P´s & Q´s of Submitting Work
 


You may be lucky enough to find a journal that offers online or email submission options. For most journals, however, you´ll have to do it the old-fashioned way. *Do include a copy of the story/poem/essay, as well as a SASE that the magazine can use for your acceptance/rejection slip. *Do let the magazine know if you´ve published elsewhere--this sometimes ups your chances. *DON´T tell them if you´ve sent the piece to other journals ("simultaneous submission"). Many forbid it and will send your submission straight to the recycle bin. *Don´t call the magazine to find out the status of your submission.
 


Finding the right home for your work
 


If you're looking to place your fiction, poetry, or essay, start by making a list of literary magazines and journals with tastes similar to yours. If you write 19th-Century-style love poetry, you definitely DON’T want to send your work to a journal that favors horror and fantasy. Doing your homework, finding out who is looking for what, can save you tons of time and money. This will take some digging, and some reading. Take advantage of the web—search engines can take you right to lists of literary journals with functioning websites. These websites will often have detailed descriptions of what the journal publishes, when they accept manuscripts, and where to send them. You MUST adhere to the guidelines the editors give you. Otherwise, your work will be returned or just ignored.
 
Make writing contacts
 


Making contact with fellow writers is essential to your growth and development.
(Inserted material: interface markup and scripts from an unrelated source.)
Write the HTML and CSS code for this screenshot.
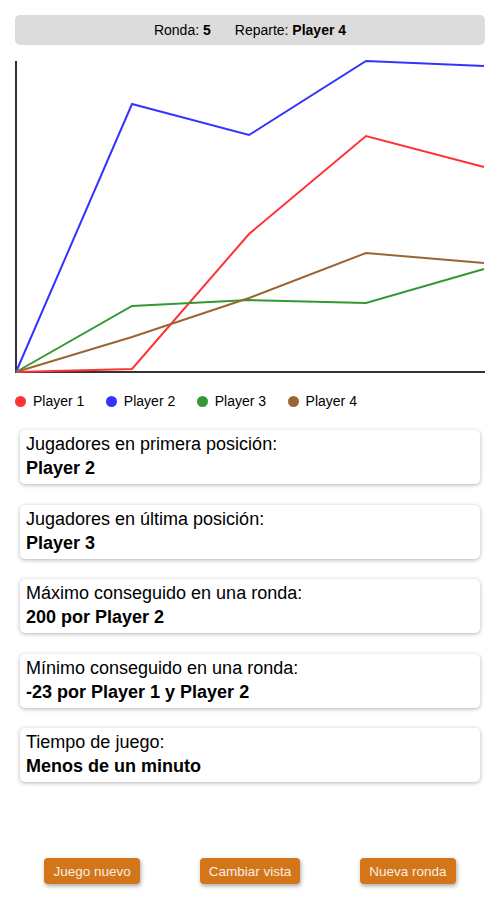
FILE: index.html
```html
<!DOCTYPE html>
<html lang="es">
<head>
<meta charset="utf-8">
<link rel="stylesheet" href="styles.css">
</head>
<body>
<div class="page">
  <div class="header">
    <span>Ronda: <b>5</b></span>
    <span>Reparte: <b>Player 4</b></span>
  </div>
  <svg class="chart" width="500" height="336" viewBox="0 0 500 336">
    <line x1="16" y1="16" x2="16" y2="328" stroke="#333" stroke-width="2"/>
    <line x1="15" y1="327" x2="485" y2="327" stroke="#333" stroke-width="2"/>
    <polyline fill="none" stroke="#3333ff" stroke-width="2" points="16,327 132,59 249,90 366,16 484,21"/>
    <polyline fill="none" stroke="#ff3333" stroke-width="2" points="16,327 132,324 249,189 366,91 484,122"/>
    <polyline fill="none" stroke="#339933" stroke-width="2" points="16,327 132,261 249,255 366,258 484,224"/>
    <polyline fill="none" stroke="#996633" stroke-width="2" points="16,327 132,292 249,253 366,208 484,218"/>
  </svg>
  <div class="legend">
    <div class="item"><span class="dot red"></span>Player 1</div>
    <div class="item"><span class="dot blue"></span>Player 2</div>
    <div class="item"><span class="dot green"></span>Player 3</div>
    <div class="item"><span class="dot brown"></span>Player 4</div>
  </div>
  <div class="cards">
    <div class="card"><div>Jugadores en primera posición:</div><div class="val">Player 2</div></div>
    <div class="card"><div>Jugadores en última posición:</div><div class="val">Player 3</div></div>
    <div class="card"><div>Máximo conseguido en una ronda:</div><div class="val">200 por Player 2</div></div>
    <div class="card"><div>Mínimo conseguido en una ronda:</div><div class="val">-23 por Player 1 y Player 2</div></div>
    <div class="card"><div>Tiempo de juego:</div><div class="val">Menos de un minuto</div></div>
  </div>
  <div class="buttons">
    <button class="btn">Juego nuevo</button>
    <button class="btn">Cambiar vista</button>
    <button class="btn">Nueva ronda</button>
  </div>
</div>
</body>
</html>
```
FILE: styles.css
```css
html, body {
  margin: 0;
  padding: 0;
  background: #fff;
}
body {
  font-family: "Liberation Sans", Arial, sans-serif;
  color: #000;
}
.page {
  width: 500px;
  height: 900px;
  display: flex;
  flex-direction: column;
}
.header {
  margin: 15px 15px 0;
  height: 30px;
  background: #dcdcdc;
  border-radius: 5px;
  display: flex;
  justify-content: center;
  align-items: center;
  gap: 24px;
  font-size: 14px;
}
.chart {
  display: block;
}
.legend {
  display: flex;
  align-items: center;
  height: 20px;
  margin-top: 10px;
  padding-left: 15px;
  font-size: 14px;
  gap: 21.5px;
}
.item {
  display: flex;
  align-items: center;
  gap: 7px;
}
.dot {
  width: 11px;
  height: 11px;
  border-radius: 50%;
  display: inline-block;
}
.red { background: #ff3333; }
.blue { background: #3333ff; }
.green { background: #339933; }
.brown { background: #996633; }
.cards {
  display: flex;
  flex-direction: column;
  gap: 20.5px;
  margin: 19px 20px 0;
}
.card {
  background: #fff;
  border-radius: 5px;
  box-shadow: 0 1px 4px rgba(0,0,0,0.3);
  padding: 2px 6px 4px;
  font-size: 18px;
  line-height: 24px;
  height: 48px;
}
.val {
  font-weight: bold;
}
.buttons {
  margin-top: auto;
  margin-bottom: 16px;
  display: flex;
  justify-content: center;
  gap: 60px;
}
.btn {
  font-family: "Liberation Sans", Arial, sans-serif;
  font-size: 13.5px;
  background: #d37519;
  color: #f8eee4;
  border: none;
  border-radius: 4px;
  height: 26px;
  padding: 0 9px;
  box-shadow: 1px 2px 4px rgba(0,0,0,0.35);
}
```
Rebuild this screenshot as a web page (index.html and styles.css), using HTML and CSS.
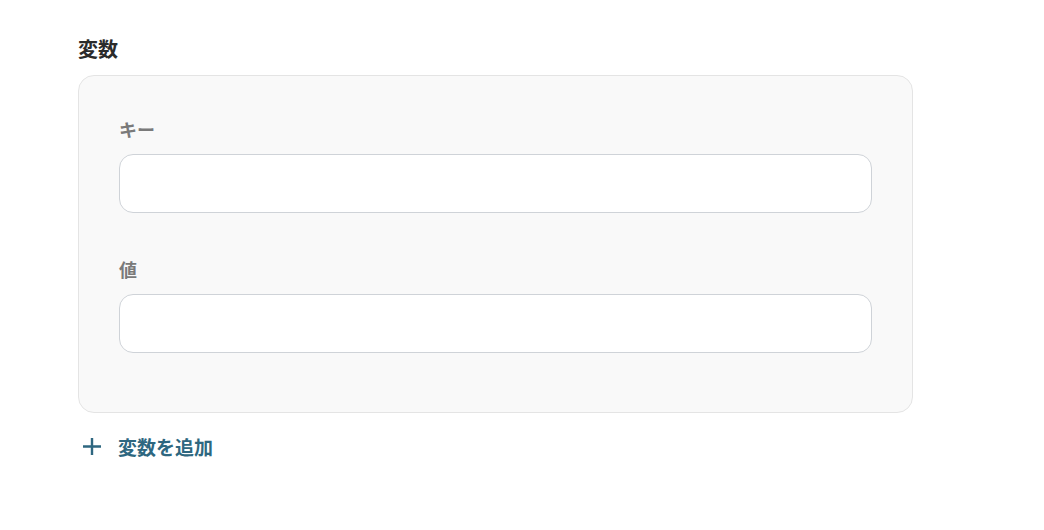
FILE: index.html
```html
<!DOCTYPE html>
<html lang="ja">
<head>
<meta charset="utf-8">
<link rel="stylesheet" href="styles.css">
</head>
<body>
<div class="section">
  <h2 class="title">変数</h2>
  <div class="panel">
    <div class="field">
      <label class="label">キー</label>
      <input class="input" type="text">
    </div>
    <div class="field">
      <label class="label">値</label>
      <input class="input" type="text">
    </div>
  </div>
  <button class="add">
    <svg width="18" height="18" viewBox="0 0 18 18"><path d="M9 0v17M0 8.5h18" stroke="currentColor" stroke-width="2.4" fill="none"/></svg>
    <span>変数を追加</span>
  </button>
</div>
</body>
</html>
```
FILE: styles.css
```css
* {
  margin: 0;
  padding: 0;
  box-sizing: border-box;
}
body {
  background: #fff;
  font-family: "Noto Sans CJK JP", "Noto Sans", sans-serif;
  color: #333;
}
.section {
  width: 835px;
  margin-left: 78px;
  padding-top: 36px;
}
.title {
  font-size: 20px;
  font-weight: 700;
  line-height: 26px;
  color: #2b2b2b;
  margin-bottom: 13px;
}
.panel {
  background: #f9f9f9;
  border: 1px solid #e4e4e4;
  border-radius: 16px;
  padding: 40px 40px 59px;
  display: flex;
  flex-direction: column;
  gap: 43px;
}
.field {
  display: flex;
  flex-direction: column;
}
.label {
  font-size: 18px;
  font-weight: 700;
  line-height: 26px;
  color: #7a7a7a;
  margin-bottom: 12px;
}
.input {
  height: 59px;
  border: 1px solid #cfd3d8;
  border-radius: 14px;
  background: #fff;
  outline: none;
}
.add {
  margin-top: 21px;
  display: flex;
  align-items: center;
  gap: 17px;
  background: none;
  border: none;
  color: #2e6780;
  font-family: inherit;
  font-size: 19px;
  font-weight: 700;
  line-height: 26px;
  padding-left: 5px;
  cursor: pointer;
}
.add svg {
  display: block;
}
```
Non-writer friends can often give valuable and sincere responses to your work, but "colleague" feedback is vital. Sign up for workshops at book festivals. Join or start a writer’s group. Search writing message boards online and initiate correspondence with posters you might click with. Whatever you choose, keep in mind that you can never have too many writer friends and contacts. Even in a small town like I grew up in, literary communities tend to satellite larger ones in cities. Word of mouth and chains of contacts might put you in front of someone who can give your career a real push.